Instructions for the task: Reproduce each line of the material exactly, minus any picture.

── Information shown ──

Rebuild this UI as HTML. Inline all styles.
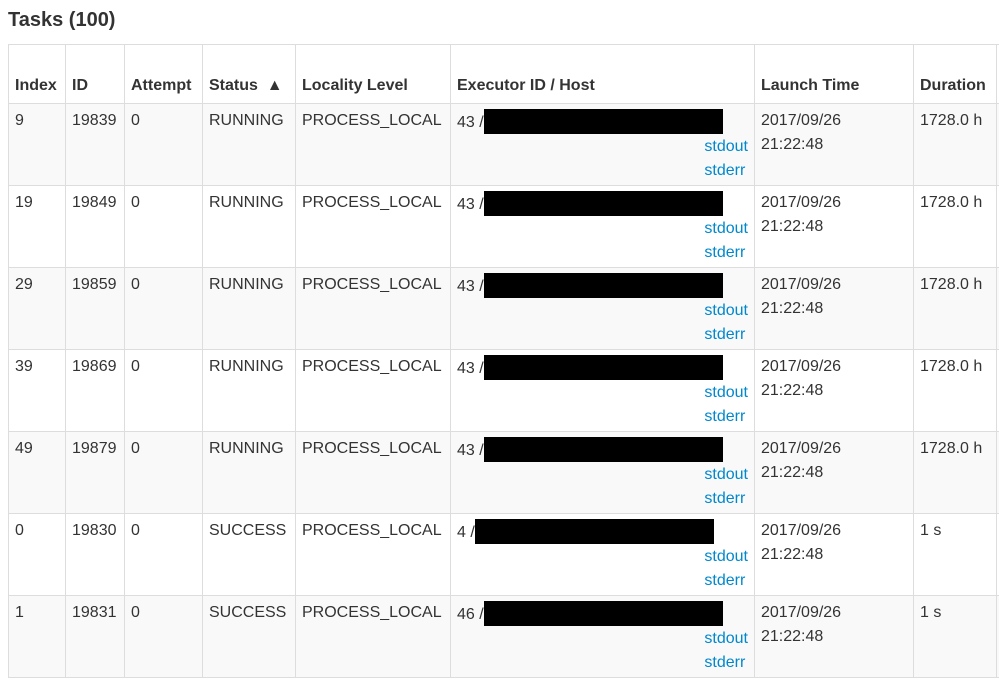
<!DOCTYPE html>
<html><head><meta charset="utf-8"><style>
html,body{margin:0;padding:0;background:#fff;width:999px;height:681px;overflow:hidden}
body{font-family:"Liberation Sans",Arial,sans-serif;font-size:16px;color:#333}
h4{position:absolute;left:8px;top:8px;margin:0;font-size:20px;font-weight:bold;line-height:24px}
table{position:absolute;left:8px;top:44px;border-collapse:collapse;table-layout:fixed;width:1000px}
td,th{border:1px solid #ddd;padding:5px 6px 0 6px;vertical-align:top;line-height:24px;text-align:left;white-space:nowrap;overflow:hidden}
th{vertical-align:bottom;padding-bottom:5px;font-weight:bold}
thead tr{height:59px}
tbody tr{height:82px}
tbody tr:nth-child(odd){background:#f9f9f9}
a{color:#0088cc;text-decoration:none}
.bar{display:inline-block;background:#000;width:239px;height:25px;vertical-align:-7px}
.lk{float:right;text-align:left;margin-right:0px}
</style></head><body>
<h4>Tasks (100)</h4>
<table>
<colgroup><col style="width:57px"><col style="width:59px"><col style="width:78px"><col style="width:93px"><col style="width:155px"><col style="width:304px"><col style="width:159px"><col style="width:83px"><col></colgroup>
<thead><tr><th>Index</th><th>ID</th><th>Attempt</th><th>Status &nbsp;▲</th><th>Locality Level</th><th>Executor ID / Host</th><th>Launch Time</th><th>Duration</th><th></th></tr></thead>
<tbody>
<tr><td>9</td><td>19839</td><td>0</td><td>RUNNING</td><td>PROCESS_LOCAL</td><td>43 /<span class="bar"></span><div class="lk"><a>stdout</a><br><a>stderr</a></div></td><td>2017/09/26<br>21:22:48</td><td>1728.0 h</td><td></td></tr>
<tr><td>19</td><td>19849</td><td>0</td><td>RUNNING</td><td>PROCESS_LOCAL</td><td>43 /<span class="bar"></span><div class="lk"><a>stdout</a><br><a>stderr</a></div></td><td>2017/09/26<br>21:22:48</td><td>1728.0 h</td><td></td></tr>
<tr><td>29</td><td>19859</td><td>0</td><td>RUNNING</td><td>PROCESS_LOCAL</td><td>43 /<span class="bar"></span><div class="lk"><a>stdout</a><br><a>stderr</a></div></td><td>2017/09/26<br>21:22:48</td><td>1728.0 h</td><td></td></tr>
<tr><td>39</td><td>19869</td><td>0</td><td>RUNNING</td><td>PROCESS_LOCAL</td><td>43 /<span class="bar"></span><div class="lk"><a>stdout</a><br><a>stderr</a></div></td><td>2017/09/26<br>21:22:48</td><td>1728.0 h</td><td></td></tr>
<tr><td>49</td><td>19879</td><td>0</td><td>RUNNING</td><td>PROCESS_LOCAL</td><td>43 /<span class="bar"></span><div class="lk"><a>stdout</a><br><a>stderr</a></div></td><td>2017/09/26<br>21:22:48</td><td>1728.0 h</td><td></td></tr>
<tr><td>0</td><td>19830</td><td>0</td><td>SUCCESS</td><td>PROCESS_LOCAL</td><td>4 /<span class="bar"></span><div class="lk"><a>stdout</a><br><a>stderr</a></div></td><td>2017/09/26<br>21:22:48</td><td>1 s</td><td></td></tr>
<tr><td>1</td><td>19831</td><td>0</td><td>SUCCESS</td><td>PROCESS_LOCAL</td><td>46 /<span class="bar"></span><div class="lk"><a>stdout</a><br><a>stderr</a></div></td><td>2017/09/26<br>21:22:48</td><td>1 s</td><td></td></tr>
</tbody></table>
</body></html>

───

Task solution:
Rebuild this UI as HTML. Inline all styles.
<!DOCTYPE html>
<html><head><meta charset="utf-8"><style>
html,body{margin:0;padding:0;background:#fff;width:999px;height:681px;overflow:hidden}
body{font-family:"Liberation Sans",Arial,sans-serif;font-size:16px;color:#333}
h4{position:absolute;left:8px;top:8px;margin:0;font-size:20px;font-weight:bold;line-height:24px}
table{position:absolute;left:8px;top:44px;border-collapse:collapse;table-layout:fixed;width:1000px}
td,th{border:1px solid #ddd;padding:5px 6px 0 6px;vertical-align:top;line-height:24px;text-align:left;white-space:nowrap;overflow:hidden}
th{vertical-align:bottom;padding-bottom:5px;font-weight:bold}
thead tr{height:59px}
tbody tr{height:82px}
tbody tr:nth-child(odd){background:#f9f9f9}
a{color:#0088cc;text-decoration:none}
.bar{display:inline-block;background:#000;width:239px;height:25px;vertical-align:-7px}
.lk{float:right;text-align:left;margin-right:0px}
</style></head><body>
<h4>Tasks (100)</h4>
<table>
<colgroup><col style="width:57px"><col style="width:59px"><col style="width:78px"><col style="width:93px"><col style="width:155px"><col style="width:304px"><col style="width:159px"><col style="width:83px"><col></colgroup>
<thead><tr><th>Index</th><th>ID</th><th>Attempt</th><th>Status &nbsp;▲</th><th>Locality Level</th><th>Executor ID / Host</th><th>Launch Time</th><th>Duration</th><th></th></tr></thead>
<tbody>
<tr><td>9</td><td>19839</td><td>0</td><td>RUNNING</td><td>PROCESS_LOCAL</td><td>43 /<span class="bar"></span><div class="lk"><a>stdout</a><br><a>stderr</a></div></td><td>2017/09/26<br>21:22:48</td><td>1728.0 h</td><td></td></tr>
<tr><td>19</td><td>19849</td><td>0</td><td>RUNNING</td><td>PROCESS_LOCAL</td><td>43 /<span class="bar"></span><div class="lk"><a>stdout</a><br><a>stderr</a></div></td><td>2017/09/26<br>21:22:48</td><td>1728.0 h</td><td></td></tr>
<tr><td>29</td><td>19859</td><td>0</td><td>RUNNING</td><td>PROCESS_LOCAL</td><td>43 /<span class="bar"></span><div class="lk"><a>stdout</a><br><a>stderr</a></div></td><td>2017/09/26<br>21:22:48</td><td>1728.0 h</td><td></td></tr>
<tr><td>39</td><td>19869</td><td>0</td><td>RUNNING</td><td>PROCESS_LOCAL</td><td>43 /<span class="bar"></span><div class="lk"><a>stdout</a><br><a>stderr</a></div></td><td>2017/09/26<br>21:22:48</td><td>1728.0 h</td><td></td></tr>
<tr><td>49</td><td>19879</td><td>0</td><td>RUNNING</td><td>PROCESS_LOCAL</td><td>43 /<span class="bar"></span><div class="lk"><a>stdout</a><br><a>stderr</a></div></td><td>2017/09/26<br>21:22:48</td><td>1728.0 h</td><td></td></tr>
<tr><td>0</td><td>19830</td><td>0</td><td>SUCCESS</td><td>PROCESS_LOCAL</td><td>4 /<span class="bar"></span><div class="lk"><a>stdout</a><br><a>stderr</a></div></td><td>2017/09/26<br>21:22:48</td><td>1 s</td><td></td></tr>
<tr><td>1</td><td>19831</td><td>0</td><td>SUCCESS</td><td>PROCESS_LOCAL</td><td>46 /<span class="bar"></span><div class="lk"><a>stdout</a><br><a>stderr</a></div></td><td>2017/09/26<br>21:22:48</td><td>1 s</td><td></td></tr>
</tbody></table>
</body></html>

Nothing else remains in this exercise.